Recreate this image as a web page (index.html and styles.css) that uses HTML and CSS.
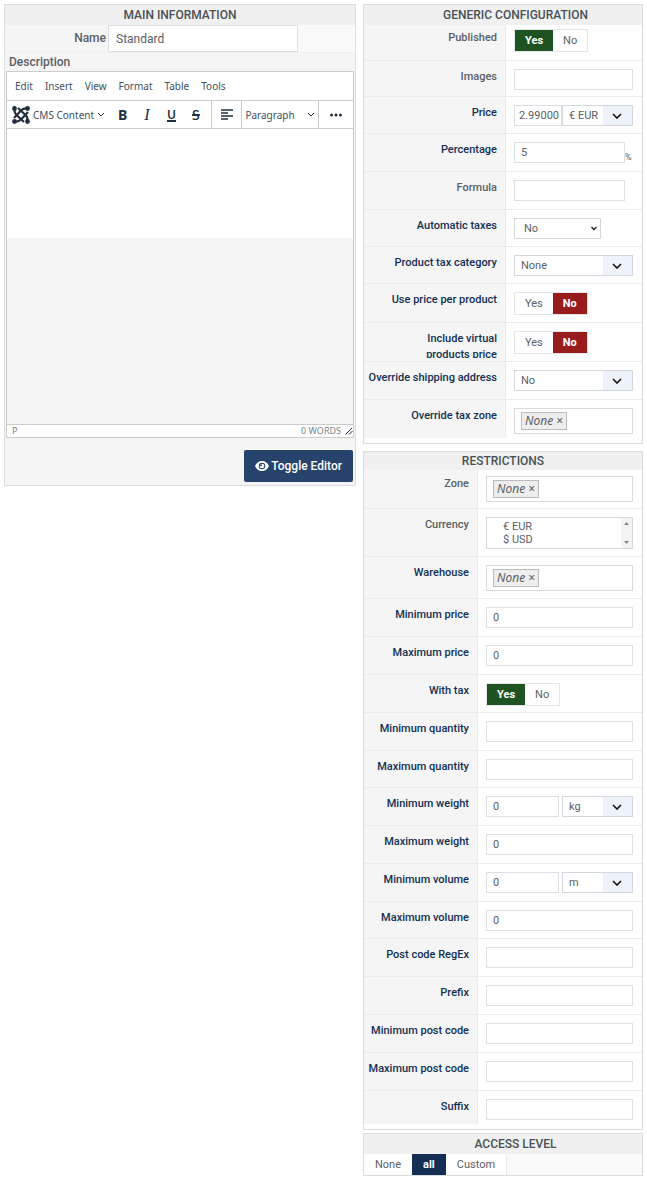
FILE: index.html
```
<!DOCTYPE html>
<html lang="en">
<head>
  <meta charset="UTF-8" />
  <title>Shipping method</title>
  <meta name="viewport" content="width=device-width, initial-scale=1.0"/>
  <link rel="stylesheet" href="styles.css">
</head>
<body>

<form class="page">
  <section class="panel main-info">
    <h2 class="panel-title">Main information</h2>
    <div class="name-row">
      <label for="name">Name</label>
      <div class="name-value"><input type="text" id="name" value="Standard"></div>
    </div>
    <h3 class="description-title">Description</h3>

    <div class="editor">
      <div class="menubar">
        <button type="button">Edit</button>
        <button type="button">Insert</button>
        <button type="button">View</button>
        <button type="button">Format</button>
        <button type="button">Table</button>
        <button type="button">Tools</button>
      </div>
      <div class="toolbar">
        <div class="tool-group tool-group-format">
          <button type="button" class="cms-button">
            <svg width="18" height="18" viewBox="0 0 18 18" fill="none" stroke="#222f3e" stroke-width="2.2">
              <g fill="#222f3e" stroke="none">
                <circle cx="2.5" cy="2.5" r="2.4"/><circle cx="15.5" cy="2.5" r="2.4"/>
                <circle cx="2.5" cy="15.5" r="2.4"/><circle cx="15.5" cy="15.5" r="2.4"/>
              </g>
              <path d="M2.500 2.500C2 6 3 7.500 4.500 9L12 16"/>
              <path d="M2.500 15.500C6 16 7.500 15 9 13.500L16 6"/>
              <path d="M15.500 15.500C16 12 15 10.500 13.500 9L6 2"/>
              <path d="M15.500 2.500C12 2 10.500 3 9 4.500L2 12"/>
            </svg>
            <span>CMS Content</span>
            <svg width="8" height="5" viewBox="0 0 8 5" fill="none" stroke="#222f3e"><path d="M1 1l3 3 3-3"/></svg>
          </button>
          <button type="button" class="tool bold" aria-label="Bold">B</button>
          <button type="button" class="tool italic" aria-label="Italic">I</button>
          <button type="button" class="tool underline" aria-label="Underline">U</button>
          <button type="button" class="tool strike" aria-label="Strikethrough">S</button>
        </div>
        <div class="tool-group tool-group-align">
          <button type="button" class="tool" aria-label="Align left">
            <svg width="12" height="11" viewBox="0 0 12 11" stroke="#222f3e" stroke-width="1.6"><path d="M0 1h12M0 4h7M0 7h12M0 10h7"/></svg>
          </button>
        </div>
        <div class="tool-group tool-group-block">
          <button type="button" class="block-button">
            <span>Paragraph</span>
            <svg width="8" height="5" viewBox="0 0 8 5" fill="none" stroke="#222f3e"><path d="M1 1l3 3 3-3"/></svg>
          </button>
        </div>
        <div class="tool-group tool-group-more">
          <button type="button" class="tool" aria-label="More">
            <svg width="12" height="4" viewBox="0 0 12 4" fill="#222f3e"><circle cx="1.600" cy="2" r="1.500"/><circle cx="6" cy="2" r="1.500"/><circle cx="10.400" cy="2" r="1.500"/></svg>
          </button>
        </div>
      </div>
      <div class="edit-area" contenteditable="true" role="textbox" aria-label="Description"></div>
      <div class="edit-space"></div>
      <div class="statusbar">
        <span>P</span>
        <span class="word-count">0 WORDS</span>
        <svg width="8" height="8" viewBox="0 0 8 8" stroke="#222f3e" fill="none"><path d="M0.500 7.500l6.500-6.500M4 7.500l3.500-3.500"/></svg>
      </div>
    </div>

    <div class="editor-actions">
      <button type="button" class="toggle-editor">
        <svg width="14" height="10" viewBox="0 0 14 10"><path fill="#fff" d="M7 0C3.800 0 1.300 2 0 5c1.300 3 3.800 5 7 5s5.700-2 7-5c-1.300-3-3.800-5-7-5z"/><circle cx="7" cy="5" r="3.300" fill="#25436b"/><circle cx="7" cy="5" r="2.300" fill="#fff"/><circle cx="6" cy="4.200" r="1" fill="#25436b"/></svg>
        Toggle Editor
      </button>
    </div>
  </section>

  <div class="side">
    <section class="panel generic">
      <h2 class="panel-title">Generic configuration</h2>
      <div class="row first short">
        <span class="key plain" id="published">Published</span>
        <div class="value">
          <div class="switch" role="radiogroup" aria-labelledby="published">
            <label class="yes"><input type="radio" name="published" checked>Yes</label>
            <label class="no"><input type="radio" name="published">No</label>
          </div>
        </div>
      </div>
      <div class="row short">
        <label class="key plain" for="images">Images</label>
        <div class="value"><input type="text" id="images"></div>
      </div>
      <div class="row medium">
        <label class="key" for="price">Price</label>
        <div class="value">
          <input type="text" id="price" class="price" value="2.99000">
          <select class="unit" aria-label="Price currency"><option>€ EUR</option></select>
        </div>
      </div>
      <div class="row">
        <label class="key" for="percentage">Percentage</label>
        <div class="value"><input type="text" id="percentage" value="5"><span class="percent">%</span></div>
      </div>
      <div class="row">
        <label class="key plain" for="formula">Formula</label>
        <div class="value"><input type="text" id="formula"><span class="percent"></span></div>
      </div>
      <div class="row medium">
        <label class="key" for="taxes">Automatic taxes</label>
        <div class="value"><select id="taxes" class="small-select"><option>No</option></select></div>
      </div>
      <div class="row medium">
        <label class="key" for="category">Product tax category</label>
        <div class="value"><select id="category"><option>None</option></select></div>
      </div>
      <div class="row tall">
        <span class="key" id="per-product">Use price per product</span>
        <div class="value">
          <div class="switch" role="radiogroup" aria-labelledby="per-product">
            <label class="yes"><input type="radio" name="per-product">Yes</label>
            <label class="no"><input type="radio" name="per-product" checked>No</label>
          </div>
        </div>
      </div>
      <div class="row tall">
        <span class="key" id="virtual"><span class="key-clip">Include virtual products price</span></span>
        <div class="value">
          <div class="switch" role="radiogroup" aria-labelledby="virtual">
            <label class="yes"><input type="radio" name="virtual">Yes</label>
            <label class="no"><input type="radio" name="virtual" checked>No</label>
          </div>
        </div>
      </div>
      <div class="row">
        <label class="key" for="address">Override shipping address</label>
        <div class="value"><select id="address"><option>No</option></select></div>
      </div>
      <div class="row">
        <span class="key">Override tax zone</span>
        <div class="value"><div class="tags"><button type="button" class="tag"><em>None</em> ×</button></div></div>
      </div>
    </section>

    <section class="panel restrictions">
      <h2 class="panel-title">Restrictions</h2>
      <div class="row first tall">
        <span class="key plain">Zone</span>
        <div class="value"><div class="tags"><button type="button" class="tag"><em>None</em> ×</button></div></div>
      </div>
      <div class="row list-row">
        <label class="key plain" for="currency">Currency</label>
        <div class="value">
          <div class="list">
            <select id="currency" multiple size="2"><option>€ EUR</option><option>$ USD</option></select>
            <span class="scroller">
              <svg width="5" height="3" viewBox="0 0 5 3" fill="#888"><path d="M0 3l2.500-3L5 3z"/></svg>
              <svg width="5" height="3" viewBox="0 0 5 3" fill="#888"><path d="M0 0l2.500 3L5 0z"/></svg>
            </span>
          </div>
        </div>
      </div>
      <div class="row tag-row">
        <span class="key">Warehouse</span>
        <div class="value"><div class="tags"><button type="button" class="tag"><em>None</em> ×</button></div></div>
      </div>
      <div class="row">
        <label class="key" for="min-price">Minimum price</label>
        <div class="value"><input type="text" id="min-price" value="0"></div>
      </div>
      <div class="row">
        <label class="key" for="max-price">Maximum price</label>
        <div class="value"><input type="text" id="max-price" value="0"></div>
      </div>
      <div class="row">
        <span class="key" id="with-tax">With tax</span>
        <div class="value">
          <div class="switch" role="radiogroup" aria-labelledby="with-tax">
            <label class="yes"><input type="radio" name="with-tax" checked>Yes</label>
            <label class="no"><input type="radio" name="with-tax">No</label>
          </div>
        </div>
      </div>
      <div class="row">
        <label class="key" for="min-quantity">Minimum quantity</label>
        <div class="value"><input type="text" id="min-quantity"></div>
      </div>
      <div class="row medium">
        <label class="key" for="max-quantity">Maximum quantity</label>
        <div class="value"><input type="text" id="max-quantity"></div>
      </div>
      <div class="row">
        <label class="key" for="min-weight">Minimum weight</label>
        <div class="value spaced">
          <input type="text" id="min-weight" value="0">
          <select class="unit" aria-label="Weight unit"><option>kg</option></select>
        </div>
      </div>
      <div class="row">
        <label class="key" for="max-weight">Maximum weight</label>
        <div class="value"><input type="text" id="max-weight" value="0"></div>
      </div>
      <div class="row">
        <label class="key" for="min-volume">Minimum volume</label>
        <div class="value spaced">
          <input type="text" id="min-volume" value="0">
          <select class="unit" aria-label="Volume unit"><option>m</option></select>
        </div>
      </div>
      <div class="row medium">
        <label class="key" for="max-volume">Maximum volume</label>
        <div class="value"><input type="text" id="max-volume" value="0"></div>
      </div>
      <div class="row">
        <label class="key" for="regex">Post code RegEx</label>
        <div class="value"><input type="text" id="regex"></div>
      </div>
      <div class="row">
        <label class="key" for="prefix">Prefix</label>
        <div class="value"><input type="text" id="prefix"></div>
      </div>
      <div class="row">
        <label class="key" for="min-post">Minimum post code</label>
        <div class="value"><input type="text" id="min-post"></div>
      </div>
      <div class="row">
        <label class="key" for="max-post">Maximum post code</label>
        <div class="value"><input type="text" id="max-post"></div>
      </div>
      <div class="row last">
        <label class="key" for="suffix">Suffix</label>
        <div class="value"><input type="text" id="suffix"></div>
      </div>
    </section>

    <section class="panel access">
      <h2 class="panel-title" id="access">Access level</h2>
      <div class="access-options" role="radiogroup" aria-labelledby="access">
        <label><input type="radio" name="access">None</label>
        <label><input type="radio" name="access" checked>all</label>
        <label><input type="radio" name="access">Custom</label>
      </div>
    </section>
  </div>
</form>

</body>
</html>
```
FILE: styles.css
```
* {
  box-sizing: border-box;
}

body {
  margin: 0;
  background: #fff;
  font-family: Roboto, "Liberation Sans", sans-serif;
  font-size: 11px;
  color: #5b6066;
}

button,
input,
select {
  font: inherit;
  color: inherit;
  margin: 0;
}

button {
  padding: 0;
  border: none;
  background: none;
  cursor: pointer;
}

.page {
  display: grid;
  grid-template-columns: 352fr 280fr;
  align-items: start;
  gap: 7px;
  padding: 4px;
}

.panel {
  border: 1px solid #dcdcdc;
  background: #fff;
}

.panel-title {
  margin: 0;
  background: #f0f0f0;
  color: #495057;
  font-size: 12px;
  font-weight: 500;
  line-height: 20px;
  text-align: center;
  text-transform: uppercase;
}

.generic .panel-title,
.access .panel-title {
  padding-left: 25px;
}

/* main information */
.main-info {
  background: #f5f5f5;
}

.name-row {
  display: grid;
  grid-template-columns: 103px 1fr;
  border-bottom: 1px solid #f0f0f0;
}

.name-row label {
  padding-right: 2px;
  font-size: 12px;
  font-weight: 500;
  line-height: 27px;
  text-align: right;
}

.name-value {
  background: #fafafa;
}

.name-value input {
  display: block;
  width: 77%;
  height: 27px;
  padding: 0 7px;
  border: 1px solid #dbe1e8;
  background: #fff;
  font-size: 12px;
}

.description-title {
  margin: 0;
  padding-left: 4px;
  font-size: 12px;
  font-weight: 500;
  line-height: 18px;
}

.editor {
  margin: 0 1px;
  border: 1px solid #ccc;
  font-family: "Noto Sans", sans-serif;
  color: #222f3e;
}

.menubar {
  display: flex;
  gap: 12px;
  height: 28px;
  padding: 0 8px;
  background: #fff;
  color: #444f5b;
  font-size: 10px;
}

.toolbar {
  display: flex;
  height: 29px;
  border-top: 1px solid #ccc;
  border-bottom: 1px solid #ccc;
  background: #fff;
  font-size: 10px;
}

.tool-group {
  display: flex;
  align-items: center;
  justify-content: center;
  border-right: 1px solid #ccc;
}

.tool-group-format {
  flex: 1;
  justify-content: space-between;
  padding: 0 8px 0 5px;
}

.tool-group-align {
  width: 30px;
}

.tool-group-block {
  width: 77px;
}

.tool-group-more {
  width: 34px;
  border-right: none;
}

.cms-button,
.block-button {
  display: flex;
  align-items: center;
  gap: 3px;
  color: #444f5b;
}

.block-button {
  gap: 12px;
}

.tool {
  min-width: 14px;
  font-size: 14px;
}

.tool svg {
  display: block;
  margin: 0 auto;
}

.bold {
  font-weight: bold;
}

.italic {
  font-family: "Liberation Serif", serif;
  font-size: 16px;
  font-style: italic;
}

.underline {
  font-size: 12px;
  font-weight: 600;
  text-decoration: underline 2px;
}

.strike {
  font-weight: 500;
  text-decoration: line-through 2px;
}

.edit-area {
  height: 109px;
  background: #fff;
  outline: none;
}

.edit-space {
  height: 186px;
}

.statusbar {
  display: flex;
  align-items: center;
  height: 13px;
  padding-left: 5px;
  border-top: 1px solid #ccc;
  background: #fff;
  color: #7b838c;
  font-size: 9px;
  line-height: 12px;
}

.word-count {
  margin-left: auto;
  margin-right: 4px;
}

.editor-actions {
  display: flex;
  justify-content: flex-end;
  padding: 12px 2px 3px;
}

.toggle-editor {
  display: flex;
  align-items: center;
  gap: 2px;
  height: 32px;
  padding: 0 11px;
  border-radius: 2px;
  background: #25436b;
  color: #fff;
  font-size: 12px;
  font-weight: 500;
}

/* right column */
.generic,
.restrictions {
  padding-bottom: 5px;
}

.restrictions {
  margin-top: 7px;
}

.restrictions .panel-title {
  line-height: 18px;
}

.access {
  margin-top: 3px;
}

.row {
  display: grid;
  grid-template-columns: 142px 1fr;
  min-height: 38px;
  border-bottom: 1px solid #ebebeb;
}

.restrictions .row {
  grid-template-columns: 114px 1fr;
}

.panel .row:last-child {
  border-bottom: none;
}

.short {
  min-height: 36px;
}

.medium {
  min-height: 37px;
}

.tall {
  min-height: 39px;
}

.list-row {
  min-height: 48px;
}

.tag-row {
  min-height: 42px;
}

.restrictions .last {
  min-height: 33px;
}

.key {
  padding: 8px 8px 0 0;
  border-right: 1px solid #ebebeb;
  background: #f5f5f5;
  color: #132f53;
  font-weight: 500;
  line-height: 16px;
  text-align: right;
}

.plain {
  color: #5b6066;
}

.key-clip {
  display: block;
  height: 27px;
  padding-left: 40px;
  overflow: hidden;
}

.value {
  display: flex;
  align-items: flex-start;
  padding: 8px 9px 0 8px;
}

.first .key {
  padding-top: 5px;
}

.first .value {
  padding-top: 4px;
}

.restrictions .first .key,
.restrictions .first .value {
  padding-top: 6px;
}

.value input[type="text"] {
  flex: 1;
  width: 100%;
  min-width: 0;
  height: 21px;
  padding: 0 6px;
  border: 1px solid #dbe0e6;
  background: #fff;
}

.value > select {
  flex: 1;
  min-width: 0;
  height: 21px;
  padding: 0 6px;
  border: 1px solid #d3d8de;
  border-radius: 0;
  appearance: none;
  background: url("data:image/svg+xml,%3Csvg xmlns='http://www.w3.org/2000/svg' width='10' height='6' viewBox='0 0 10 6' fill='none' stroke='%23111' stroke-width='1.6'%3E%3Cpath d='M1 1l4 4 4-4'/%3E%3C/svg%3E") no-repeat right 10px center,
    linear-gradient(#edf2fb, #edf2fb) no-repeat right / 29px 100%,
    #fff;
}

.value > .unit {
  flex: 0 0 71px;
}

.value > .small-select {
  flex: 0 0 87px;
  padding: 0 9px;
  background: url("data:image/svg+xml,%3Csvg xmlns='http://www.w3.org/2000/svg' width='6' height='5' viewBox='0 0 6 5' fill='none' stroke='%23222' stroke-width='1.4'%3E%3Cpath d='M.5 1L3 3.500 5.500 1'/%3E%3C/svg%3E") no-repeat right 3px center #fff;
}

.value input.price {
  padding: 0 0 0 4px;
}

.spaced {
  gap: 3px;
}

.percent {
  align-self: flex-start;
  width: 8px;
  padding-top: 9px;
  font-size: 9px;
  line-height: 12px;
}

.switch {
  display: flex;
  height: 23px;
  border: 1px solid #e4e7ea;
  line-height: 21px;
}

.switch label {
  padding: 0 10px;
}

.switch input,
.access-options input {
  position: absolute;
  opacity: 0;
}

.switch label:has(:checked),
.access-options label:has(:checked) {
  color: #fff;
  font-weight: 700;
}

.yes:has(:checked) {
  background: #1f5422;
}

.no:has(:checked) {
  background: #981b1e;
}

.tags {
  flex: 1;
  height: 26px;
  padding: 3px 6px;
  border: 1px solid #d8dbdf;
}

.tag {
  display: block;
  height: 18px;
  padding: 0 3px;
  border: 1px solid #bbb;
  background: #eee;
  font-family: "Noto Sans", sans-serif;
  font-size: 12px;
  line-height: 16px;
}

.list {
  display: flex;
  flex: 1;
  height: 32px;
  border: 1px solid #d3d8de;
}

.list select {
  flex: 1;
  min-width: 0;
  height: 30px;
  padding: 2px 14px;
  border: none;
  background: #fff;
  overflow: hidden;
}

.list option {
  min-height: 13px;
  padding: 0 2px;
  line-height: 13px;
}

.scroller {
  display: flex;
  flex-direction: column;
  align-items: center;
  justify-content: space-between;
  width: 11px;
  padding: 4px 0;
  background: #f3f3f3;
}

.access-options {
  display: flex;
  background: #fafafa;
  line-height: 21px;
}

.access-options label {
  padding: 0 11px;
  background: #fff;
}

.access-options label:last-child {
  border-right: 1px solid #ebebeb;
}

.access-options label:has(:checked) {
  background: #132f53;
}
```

Short problem:
Search the data for the word "html" and copy each line where it appears.

Reply to the exercise:
Recreate this image as a web page (index.html and styles.css) that uses HTML and CSS.
FILE: index.html
<!DOCTYPE html>
<html lang="en">
</html>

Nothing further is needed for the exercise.